Output the full listing below exactly as it reads, and skip anything that is a picture.

* BEGIN DATA EXTRACT *

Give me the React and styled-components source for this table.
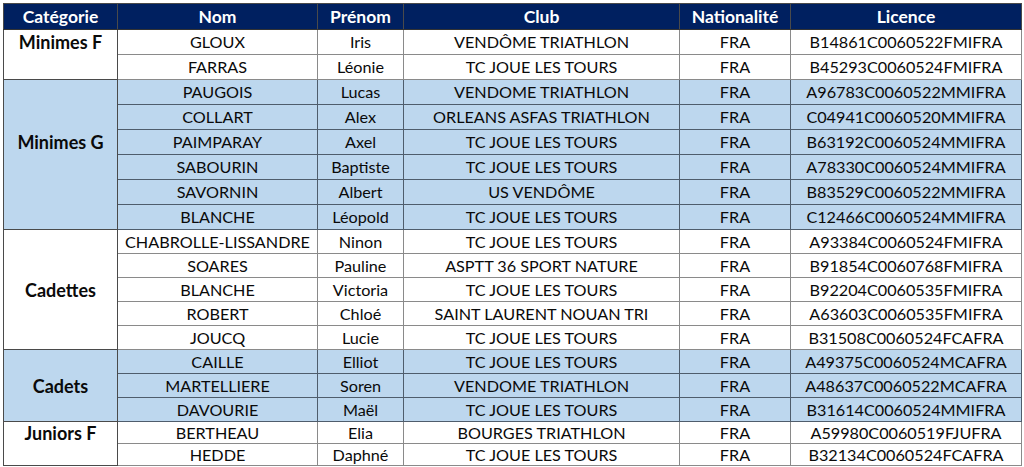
import React from 'react';
import styled, { createGlobalStyle } from 'styled-components';

const GlobalStyle = createGlobalStyle`
  html, body {
    margin: 0;
    padding: 0;
    background: #ffffff;
  }
  body {
    font-family: Lato, "Liberation Sans", sans-serif;
  }
`;

const Page = styled.div`
  padding: 3px 0 0 3px;
`;

const Table = styled.table`
  border-collapse: collapse;
  table-layout: fixed;
  width: 1018px;
  border: 1px solid #4a4a4a;
  font-size: 16.2px;
  color: #0a0a0a;
`;

const HeadCell = styled.th`
  background: #002060;
  color: #ffffff;
  font-weight: 700;
  font-size: 17.5px;
  height: 25px;
  padding: 0;
  text-align: center;
  border: 1px solid #4a4a4a;
  border-bottom-color: #333;
`;

const Row = styled.tr`
  height: ${(p) => p.$h}px;
  background: ${(p) => (p.$shade ? '#bdd7ee' : '#ffffff')};
`;

const Cell = styled.td`
  padding: 1px 0 0;
  text-align: center;
  white-space: nowrap;
  line-height: 1;
  border: 1px solid ${(p) => (p.$shade ? '#4f5d6c' : '#8a8a8a')};
`;

const CatCell = styled.td`
  padding: 0;
  text-align: center;
  font-weight: 700;
  font-size: 18px;
  line-height: 1;
  border-left: 1px solid #4a4a4a;
  border-right: 1px solid #4a4a4a;
  border-top: ${(p) => (p.$first ? '1px solid #4a4a4a' : 'none')};
  border-bottom: ${(p) => (p.$last ? '1px solid #4a4a4a' : 'none')};
`;

const columns = [
  { label: 'Catégorie', width: 114 },
  { label: 'Nom', width: 200 },
  { label: 'Prénom', width: 86 },
  { label: 'Club', width: 276 },
  { label: 'Nationalité', width: 111 },
  { label: 'Licence', width: 231 },
];

const groups = [
  {
    name: 'Minimes F',
    shade: false,
    labelAt: 0,
    h: 25,
    rows: [
      ['GLOUX', 'Iris', 'VENDÔME TRIATHLON', 'B14861C0060522FMIFRA'],
      ['FARRAS', 'Léonie', 'TC JOUE LES TOURS', 'B45293C0060524FMIFRA'],
    ],
  },
  {
    name: 'Minimes G',
    shade: true,
    labelAt: 2,
    h: 25,
    rows: [
      ['PAUGOIS', 'Lucas', 'VENDOME TRIATHLON', 'A96783C0060522MMIFRA'],
      ['COLLART', 'Alex', 'ORLEANS ASFAS TRIATHLON', 'C04941C0060520MMIFRA'],
      ['PAIMPARAY', 'Axel', 'TC JOUE LES TOURS', 'B63192C0060524MMIFRA'],
      ['SABOURIN', 'Baptiste', 'TC JOUE LES TOURS', 'A78330C0060524MMIFRA'],
      ['SAVORNIN', 'Albert', 'US VENDÔME', 'B83529C0060522MMIFRA'],
      ['BLANCHE', 'Léopold', 'TC JOUE LES TOURS', 'C12466C0060524MMIFRA'],
    ],
  },
  {
    name: 'Cadettes',
    shade: false,
    labelAt: 2,
    h: 24,
    rows: [
      ['CHABROLLE-LISSANDRE', 'Ninon', 'TC JOUE LES TOURS', 'A93384C0060524FMIFRA'],
      ['SOARES', 'Pauline', 'ASPTT 36 SPORT NATURE', 'B91854C0060768FMIFRA'],
      ['BLANCHE', 'Victoria', 'TC JOUE LES TOURS', 'B92204C0060535FMIFRA'],
      ['ROBERT', 'Chloé', 'SAINT LAURENT NOUAN TRI', 'A63603C0060535FMIFRA'],
      ['JOUCQ', 'Lucie', 'TC JOUE LES TOURS', 'B31508C0060524FCAFRA'],
    ],
  },
  {
    name: 'Cadets',
    shade: true,
    labelAt: 1,
    h: 24,
    rows: [
      ['CAILLE', 'Elliot', 'TC JOUE LES TOURS', 'A49375C0060524MCAFRA'],
      ['MARTELLIERE', 'Soren', 'VENDOME TRIATHLON', 'A48637C0060522MCAFRA'],
      ['DAVOURIE', 'Maël', 'TC JOUE LES TOURS', 'B31614C0060524MMIFRA'],
    ],
  },
  {
    name: 'Juniors F',
    shade: false,
    labelAt: 0,
    h: 22,
    rows: [
      ['BERTHEAU', 'Elia', 'BOURGES TRIATHLON', 'A59980C0060519FJUFRA'],
      ['HEDDE', 'Daphné', 'TC JOUE LES TOURS', 'B32134C0060524FCAFRA'],
    ],
  },
];

export default function App() {
  return (
    <Page>
      <GlobalStyle />
      <Table>
        <colgroup>
          {columns.map((c) => (
            <col key={c.label} style={{ width: c.width }} />
          ))}
        </colgroup>
        <thead>
          <tr>
            {columns.map((c) => (
              <HeadCell key={c.label}>{c.label}</HeadCell>
            ))}
          </tr>
        </thead>
        <tbody>
          {groups.map((g) =>
            g.rows.map((r, i) => (
              <Row key={g.name + i} $h={g.h} $shade={g.shade}>
                <CatCell $first={i === 0} $last={i === g.rows.length - 1}>
                  {i === g.labelAt ? g.name : ''}
                </CatCell>
                <Cell $shade={g.shade}>{r[0]}</Cell>
                <Cell $shade={g.shade}>{r[1]}</Cell>
                <Cell $shade={g.shade}>{r[2]}</Cell>
                <Cell $shade={g.shade}>FRA</Cell>
                <Cell $shade={g.shade}>{r[3]}</Cell>
              </Row>
            ))
          )}
        </tbody>
      </Table>
    </Page>
  );
}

* END DATA EXTRACT *

● FINAL RESULT:
Give me the React and styled-components source for this table.
import React from 'react';
import styled, { createGlobalStyle } from 'styled-components';

const GlobalStyle = createGlobalStyle`
  html, body {
    margin: 0;
    padding: 0;
    background: #ffffff;
  }
  body {
    font-family: Lato, "Liberation Sans", sans-serif;
  }
`;

const Page = styled.div`
  padding: 3px 0 0 3px;
`;

const Table = styled.table`
  border-collapse: collapse;
  table-layout: fixed;
  width: 1018px;
  border: 1px solid #4a4a4a;
  font-size: 16.2px;
  color: #0a0a0a;
`;

const HeadCell = styled.th`
  background: #002060;
  color: #ffffff;
  font-weight: 700;
  font-size: 17.5px;
  height: 25px;
  padding: 0;
  text-align: center;
  border: 1px solid #4a4a4a;
  border-bottom-color: #333;
`;

const Row = styled.tr`
  height: ${(p) => p.$h}px;
  background: ${(p) => (p.$shade ? '#bdd7ee' : '#ffffff')};
`;

const Cell = styled.td`
  padding: 1px 0 0;
  text-align: center;
  white-space: nowrap;
  line-height: 1;
  border: 1px solid ${(p) => (p.$shade ? '#4f5d6c' : '#8a8a8a')};
`;

const CatCell = styled.td`
  padding: 0;
  text-align: center;
  font-weight: 700;
  font-size: 18px;
  line-height: 1;
  border-left: 1px solid #4a4a4a;
  border-right: 1px solid #4a4a4a;
  border-top: ${(p) => (p.$first ? '1px solid #4a4a4a' : 'none')};
  border-bottom: ${(p) => (p.$last ? '1px solid #4a4a4a' : 'none')};
`;

const columns = [
  { label: 'Catégorie', width: 114 },
  { label: 'Nom', width: 200 },
  { label: 'Prénom', width: 86 },
  { label: 'Club', width: 276 },
  { label: 'Nationalité', width: 111 },
  { label: 'Licence', width: 231 },
];

const groups = [
  {
    name: 'Minimes F',
    shade: false,
    labelAt: 0,
    h: 25,
    rows: [
      ['GLOUX', 'Iris', 'VENDÔME TRIATHLON', 'B14861C0060522FMIFRA'],
      ['FARRAS', 'Léonie', 'TC JOUE LES TOURS', 'B45293C0060524FMIFRA'],
    ],
  },
  {
    name: 'Minimes G',
    shade: true,
    labelAt: 2,
    h: 25,
    rows: [
      ['PAUGOIS', 'Lucas', 'VENDOME TRIATHLON', 'A96783C0060522MMIFRA'],
      ['COLLART', 'Alex', 'ORLEANS ASFAS TRIATHLON', 'C04941C0060520MMIFRA'],
      ['PAIMPARAY', 'Axel', 'TC JOUE LES TOURS', 'B63192C0060524MMIFRA'],
      ['SABOURIN', 'Baptiste', 'TC JOUE LES TOURS', 'A78330C0060524MMIFRA'],
      ['SAVORNIN', 'Albert', 'US VENDÔME', 'B83529C0060522MMIFRA'],
      ['BLANCHE', 'Léopold', 'TC JOUE LES TOURS', 'C12466C0060524MMIFRA'],
    ],
  },
  {
    name: 'Cadettes',
    shade: false,
    labelAt: 2,
    h: 24,
    rows: [
      ['CHABROLLE-LISSANDRE', 'Ninon', 'TC JOUE LES TOURS', 'A93384C0060524FMIFRA'],
      ['SOARES', 'Pauline', 'ASPTT 36 SPORT NATURE', 'B91854C0060768FMIFRA'],
      ['BLANCHE', 'Victoria', 'TC JOUE LES TOURS', 'B92204C0060535FMIFRA'],
      ['ROBERT', 'Chloé', 'SAINT LAURENT NOUAN TRI', 'A63603C0060535FMIFRA'],
      ['JOUCQ', 'Lucie', 'TC JOUE LES TOURS', 'B31508C0060524FCAFRA'],
    ],
  },
  {
    name: 'Cadets',
    shade: true,
    labelAt: 1,
    h: 24,
    rows: [
      ['CAILLE', 'Elliot', 'TC JOUE LES TOURS', 'A49375C0060524MCAFRA'],
      ['MARTELLIERE', 'Soren', 'VENDOME TRIATHLON', 'A48637C0060522MCAFRA'],
      ['DAVOURIE', 'Maël', 'TC JOUE LES TOURS', 'B31614C0060524MMIFRA'],
    ],
  },
  {
    name: 'Juniors F',
    shade: false,
    labelAt: 0,
    h: 22,
    rows: [
      ['BERTHEAU', 'Elia', 'BOURGES TRIATHLON', 'A59980C0060519FJUFRA'],
      ['HEDDE', 'Daphné', 'TC JOUE LES TOURS', 'B32134C0060524FCAFRA'],
    ],
  },
];

export default function App() {
  return (
    <Page>
      <GlobalStyle />
      <Table>
        <colgroup>
          {columns.map((c) => (
            <col key={c.label} style={{ width: c.width }} />
          ))}
        </colgroup>
        <thead>
          <tr>
            {columns.map((c) => (
              <HeadCell key={c.label}>{c.label}</HeadCell>
            ))}
          </tr>
        </thead>
        <tbody>
          {groups.map((g) =>
            g.rows.map((r, i) => (
              <Row key={g.name + i} $h={g.h} $shade={g.shade}>
                <CatCell $first={i === 0} $last={i === g.rows.length - 1}>
                  {i === g.labelAt ? g.name : ''}
                </CatCell>
                <Cell $shade={g.shade}>{r[0]}</Cell>
                <Cell $shade={g.shade}>{r[1]}</Cell>
                <Cell $shade={g.shade}>{r[2]}</Cell>
                <Cell $shade={g.shade}>FRA</Cell>
                <Cell $shade={g.shade}>{r[3]}</Cell>
              </Row>
            ))
          )}
        </tbody>
      </Table>
    </Page>
  );
}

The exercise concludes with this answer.